• _Exercise directions_:
Write the data out again exactly, with no pictures.

* * * * * * *

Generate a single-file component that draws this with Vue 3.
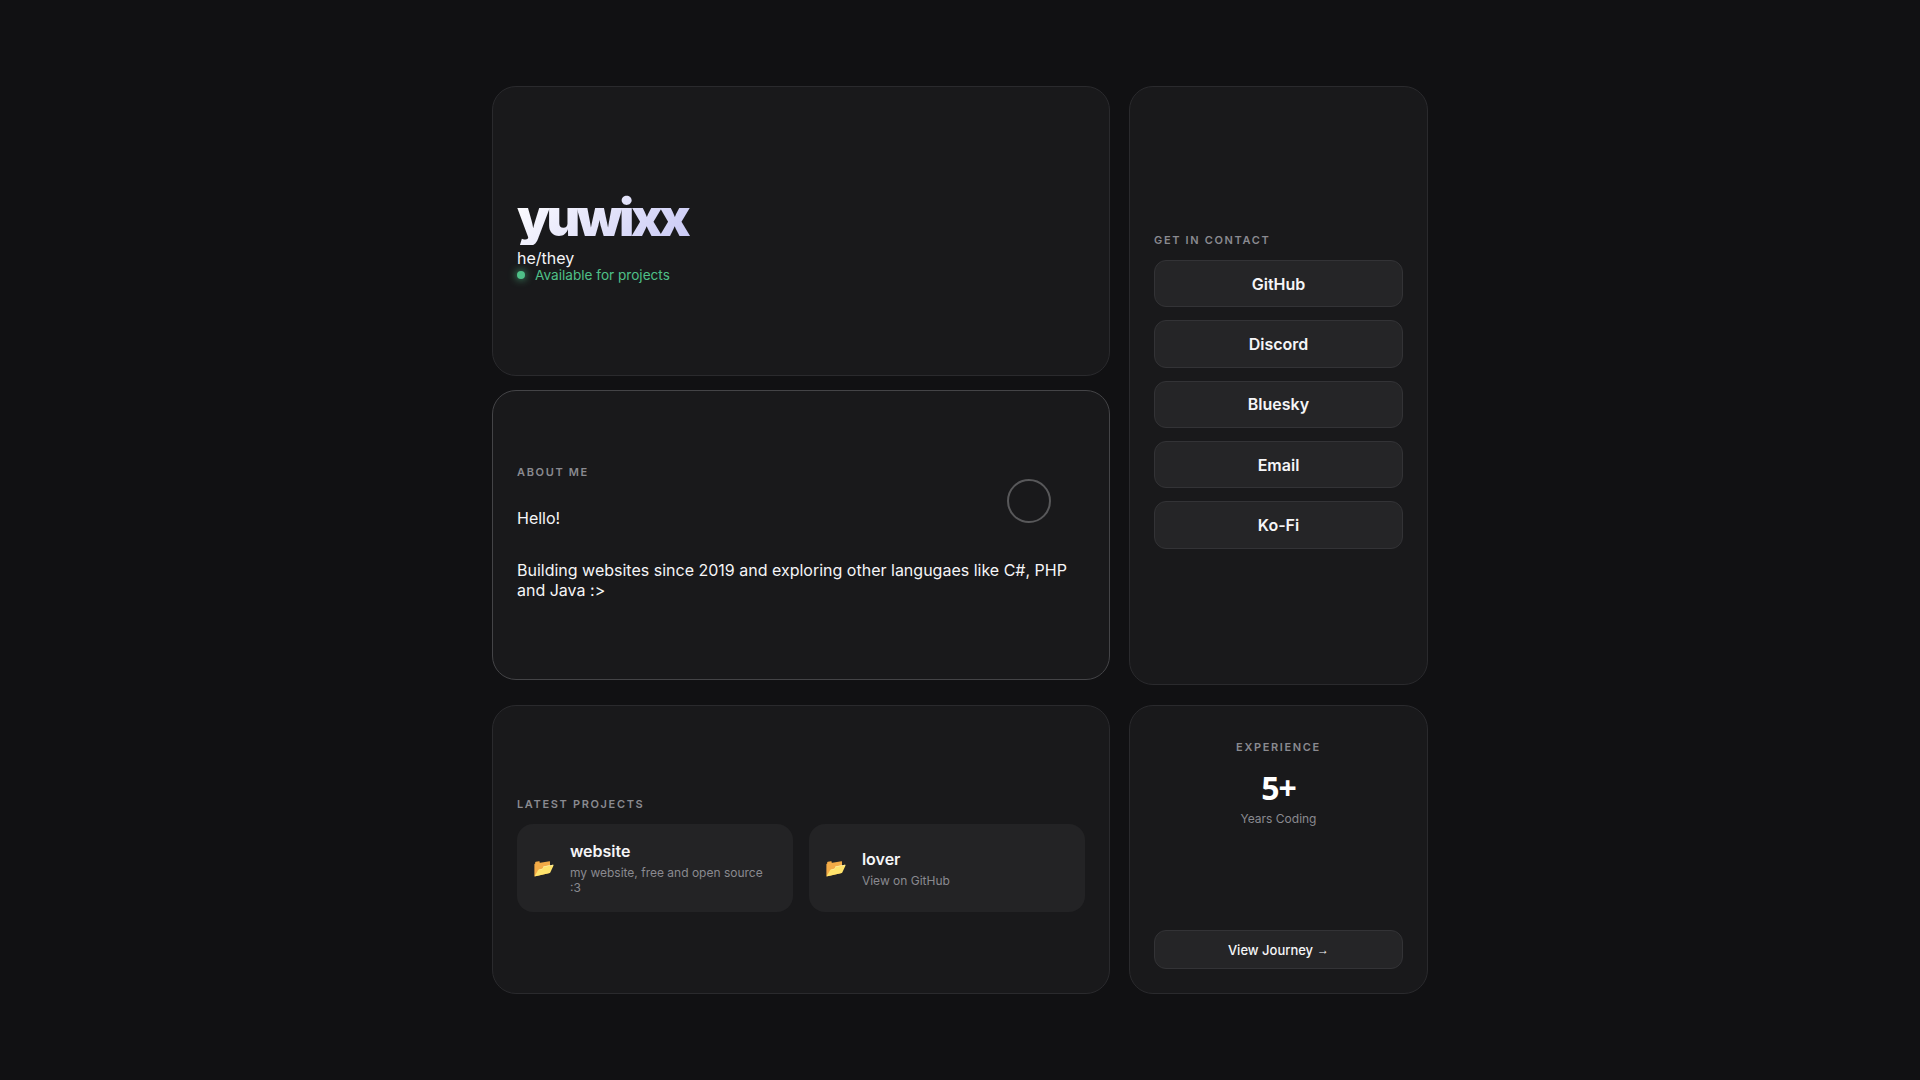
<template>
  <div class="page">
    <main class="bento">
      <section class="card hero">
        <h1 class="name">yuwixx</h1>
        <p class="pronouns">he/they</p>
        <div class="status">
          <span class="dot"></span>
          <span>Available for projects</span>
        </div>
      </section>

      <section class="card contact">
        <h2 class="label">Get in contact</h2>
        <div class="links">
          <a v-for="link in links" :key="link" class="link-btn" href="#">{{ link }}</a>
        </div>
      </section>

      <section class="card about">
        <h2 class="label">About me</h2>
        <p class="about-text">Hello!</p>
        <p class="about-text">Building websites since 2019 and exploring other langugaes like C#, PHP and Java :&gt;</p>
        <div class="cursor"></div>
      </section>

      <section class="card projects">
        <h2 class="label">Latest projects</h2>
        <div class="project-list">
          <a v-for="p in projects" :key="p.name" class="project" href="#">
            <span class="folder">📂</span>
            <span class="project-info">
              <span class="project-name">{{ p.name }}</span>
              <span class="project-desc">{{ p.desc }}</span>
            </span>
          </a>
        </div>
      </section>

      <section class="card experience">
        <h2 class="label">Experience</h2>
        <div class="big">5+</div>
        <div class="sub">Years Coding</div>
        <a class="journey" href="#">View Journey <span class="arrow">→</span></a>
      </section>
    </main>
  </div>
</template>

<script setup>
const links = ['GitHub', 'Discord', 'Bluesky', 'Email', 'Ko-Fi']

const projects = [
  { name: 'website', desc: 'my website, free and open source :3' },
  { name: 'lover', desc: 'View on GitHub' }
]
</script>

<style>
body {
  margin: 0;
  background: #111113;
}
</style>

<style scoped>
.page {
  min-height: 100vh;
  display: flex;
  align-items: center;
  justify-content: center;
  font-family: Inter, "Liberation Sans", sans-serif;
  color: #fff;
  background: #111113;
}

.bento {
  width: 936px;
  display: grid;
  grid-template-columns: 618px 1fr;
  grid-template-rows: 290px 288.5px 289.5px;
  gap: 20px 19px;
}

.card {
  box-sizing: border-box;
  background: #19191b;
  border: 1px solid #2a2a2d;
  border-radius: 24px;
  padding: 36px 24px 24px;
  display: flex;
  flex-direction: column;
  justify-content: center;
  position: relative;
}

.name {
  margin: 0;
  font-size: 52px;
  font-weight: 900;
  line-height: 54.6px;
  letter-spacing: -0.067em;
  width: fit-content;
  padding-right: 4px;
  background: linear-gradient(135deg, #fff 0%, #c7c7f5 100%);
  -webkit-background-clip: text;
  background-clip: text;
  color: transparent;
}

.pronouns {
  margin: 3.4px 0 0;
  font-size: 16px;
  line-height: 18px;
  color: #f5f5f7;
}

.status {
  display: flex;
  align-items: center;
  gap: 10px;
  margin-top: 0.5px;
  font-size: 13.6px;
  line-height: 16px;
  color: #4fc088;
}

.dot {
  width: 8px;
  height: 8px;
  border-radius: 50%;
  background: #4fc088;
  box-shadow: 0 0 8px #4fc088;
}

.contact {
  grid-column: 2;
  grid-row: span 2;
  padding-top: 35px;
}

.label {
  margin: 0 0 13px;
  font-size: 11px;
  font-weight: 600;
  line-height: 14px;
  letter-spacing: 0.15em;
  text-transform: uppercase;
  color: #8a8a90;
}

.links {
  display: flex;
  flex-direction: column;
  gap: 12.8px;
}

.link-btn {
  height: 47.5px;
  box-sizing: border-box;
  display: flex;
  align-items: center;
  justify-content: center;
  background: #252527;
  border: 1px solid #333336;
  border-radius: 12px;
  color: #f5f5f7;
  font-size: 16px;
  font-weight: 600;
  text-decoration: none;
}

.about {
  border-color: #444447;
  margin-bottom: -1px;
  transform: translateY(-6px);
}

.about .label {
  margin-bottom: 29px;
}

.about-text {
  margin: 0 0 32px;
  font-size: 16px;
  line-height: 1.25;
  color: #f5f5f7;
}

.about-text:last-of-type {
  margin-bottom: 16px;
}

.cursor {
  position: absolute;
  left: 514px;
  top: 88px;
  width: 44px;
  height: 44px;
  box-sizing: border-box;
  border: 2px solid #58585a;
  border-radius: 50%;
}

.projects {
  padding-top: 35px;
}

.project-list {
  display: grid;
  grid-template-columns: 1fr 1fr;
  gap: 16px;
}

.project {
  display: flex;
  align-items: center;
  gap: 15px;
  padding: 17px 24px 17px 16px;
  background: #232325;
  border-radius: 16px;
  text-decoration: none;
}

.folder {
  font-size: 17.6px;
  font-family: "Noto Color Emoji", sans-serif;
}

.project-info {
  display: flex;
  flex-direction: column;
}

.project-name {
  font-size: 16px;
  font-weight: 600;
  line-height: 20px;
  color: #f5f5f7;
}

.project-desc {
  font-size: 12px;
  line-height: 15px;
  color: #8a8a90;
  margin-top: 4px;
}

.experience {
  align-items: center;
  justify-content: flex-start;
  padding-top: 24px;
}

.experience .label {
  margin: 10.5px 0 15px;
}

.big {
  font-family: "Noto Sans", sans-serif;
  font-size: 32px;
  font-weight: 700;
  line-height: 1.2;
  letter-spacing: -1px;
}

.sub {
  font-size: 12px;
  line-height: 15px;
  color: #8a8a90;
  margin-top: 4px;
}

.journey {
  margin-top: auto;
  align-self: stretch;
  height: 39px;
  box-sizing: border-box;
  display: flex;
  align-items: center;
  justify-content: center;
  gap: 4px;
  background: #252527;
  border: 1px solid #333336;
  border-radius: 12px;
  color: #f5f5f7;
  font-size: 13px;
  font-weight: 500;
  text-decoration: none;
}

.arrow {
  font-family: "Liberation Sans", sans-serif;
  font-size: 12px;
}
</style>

* * * * * * *

• _Full answer_:
Generate a single-file component that draws this with Vue 3.
<template>
  <div class="page">
    <main class="bento">
      <section class="card hero">
        <h1 class="name">yuwixx</h1>
        <p class="pronouns">he/they</p>
        <div class="status">
          <span class="dot"></span>
          <span>Available for projects</span>
        </div>
      </section>

      <section class="card contact">
        <h2 class="label">Get in contact</h2>
        <div class="links">
          <a v-for="link in links" :key="link" class="link-btn" href="#">{{ link }}</a>
        </div>
      </section>

      <section class="card about">
        <h2 class="label">About me</h2>
        <p class="about-text">Hello!</p>
        <p class="about-text">Building websites since 2019 and exploring other langugaes like C#, PHP and Java :&gt;</p>
        <div class="cursor"></div>
      </section>

      <section class="card projects">
        <h2 class="label">Latest projects</h2>
        <div class="project-list">
          <a v-for="p in projects" :key="p.name" class="project" href="#">
            <span class="folder">📂</span>
            <span class="project-info">
              <span class="project-name">{{ p.name }}</span>
              <span class="project-desc">{{ p.desc }}</span>
            </span>
          </a>
        </div>
      </section>

      <section class="card experience">
        <h2 class="label">Experience</h2>
        <div class="big">5+</div>
        <div class="sub">Years Coding</div>
        <a class="journey" href="#">View Journey <span class="arrow">→</span></a>
      </section>
    </main>
  </div>
</template>

<script setup>
const links = ['GitHub', 'Discord', 'Bluesky', 'Email', 'Ko-Fi']

const projects = [
  { name: 'website', desc: 'my website, free and open source :3' },
  { name: 'lover', desc: 'View on GitHub' }
]
</script>

<style>
body {
  margin: 0;
  background: #111113;
}
</style>

<style scoped>
.page {
  min-height: 100vh;
  display: flex;
  align-items: center;
  justify-content: center;
  font-family: Inter, "Liberation Sans", sans-serif;
  color: #fff;
  background: #111113;
}

.bento {
  width: 936px;
  display: grid;
  grid-template-columns: 618px 1fr;
  grid-template-rows: 290px 288.5px 289.5px;
  gap: 20px 19px;
}

.card {
  box-sizing: border-box;
  background: #19191b;
  border: 1px solid #2a2a2d;
  border-radius: 24px;
  padding: 36px 24px 24px;
  display: flex;
  flex-direction: column;
  justify-content: center;
  position: relative;
}

.name {
  margin: 0;
  font-size: 52px;
  font-weight: 900;
  line-height: 54.6px;
  letter-spacing: -0.067em;
  width: fit-content;
  padding-right: 4px;
  background: linear-gradient(135deg, #fff 0%, #c7c7f5 100%);
  -webkit-background-clip: text;
  background-clip: text;
  color: transparent;
}

.pronouns {
  margin: 3.4px 0 0;
  font-size: 16px;
  line-height: 18px;
  color: #f5f5f7;
}

.status {
  display: flex;
  align-items: center;
  gap: 10px;
  margin-top: 0.5px;
  font-size: 13.6px;
  line-height: 16px;
  color: #4fc088;
}

.dot {
  width: 8px;
  height: 8px;
  border-radius: 50%;
  background: #4fc088;
  box-shadow: 0 0 8px #4fc088;
}

.contact {
  grid-column: 2;
  grid-row: span 2;
  padding-top: 35px;
}

.label {
  margin: 0 0 13px;
  font-size: 11px;
  font-weight: 600;
  line-height: 14px;
  letter-spacing: 0.15em;
  text-transform: uppercase;
  color: #8a8a90;
}

.links {
  display: flex;
  flex-direction: column;
  gap: 12.8px;
}

.link-btn {
  height: 47.5px;
  box-sizing: border-box;
  display: flex;
  align-items: center;
  justify-content: center;
  background: #252527;
  border: 1px solid #333336;
  border-radius: 12px;
  color: #f5f5f7;
  font-size: 16px;
  font-weight: 600;
  text-decoration: none;
}

.about {
  border-color: #444447;
  margin-bottom: -1px;
  transform: translateY(-6px);
}

.about .label {
  margin-bottom: 29px;
}

.about-text {
  margin: 0 0 32px;
  font-size: 16px;
  line-height: 1.25;
  color: #f5f5f7;
}

.about-text:last-of-type {
  margin-bottom: 16px;
}

.cursor {
  position: absolute;
  left: 514px;
  top: 88px;
  width: 44px;
  height: 44px;
  box-sizing: border-box;
  border: 2px solid #58585a;
  border-radius: 50%;
}

.projects {
  padding-top: 35px;
}

.project-list {
  display: grid;
  grid-template-columns: 1fr 1fr;
  gap: 16px;
}

.project {
  display: flex;
  align-items: center;
  gap: 15px;
  padding: 17px 24px 17px 16px;
  background: #232325;
  border-radius: 16px;
  text-decoration: none;
}

.folder {
  font-size: 17.6px;
  font-family: "Noto Color Emoji", sans-serif;
}

.project-info {
  display: flex;
  flex-direction: column;
}

.project-name {
  font-size: 16px;
  font-weight: 600;
  line-height: 20px;
  color: #f5f5f7;
}

.project-desc {
  font-size: 12px;
  line-height: 15px;
  color: #8a8a90;
  margin-top: 4px;
}

.experience {
  align-items: center;
  justify-content: flex-start;
  padding-top: 24px;
}

.experience .label {
  margin: 10.5px 0 15px;
}

.big {
  font-family: "Noto Sans", sans-serif;
  font-size: 32px;
  font-weight: 700;
  line-height: 1.2;
  letter-spacing: -1px;
}

.sub {
  font-size: 12px;
  line-height: 15px;
  color: #8a8a90;
  margin-top: 4px;
}

.journey {
  margin-top: auto;
  align-self: stretch;
  height: 39px;
  box-sizing: border-box;
  display: flex;
  align-items: center;
  justify-content: center;
  gap: 4px;
  background: #252527;
  border: 1px solid #333336;
  border-radius: 12px;
  color: #f5f5f7;
  font-size: 13px;
  font-weight: 500;
  text-decoration: none;
}

.arrow {
  font-family: "Liberation Sans", sans-serif;
  font-size: 12px;
}
</style>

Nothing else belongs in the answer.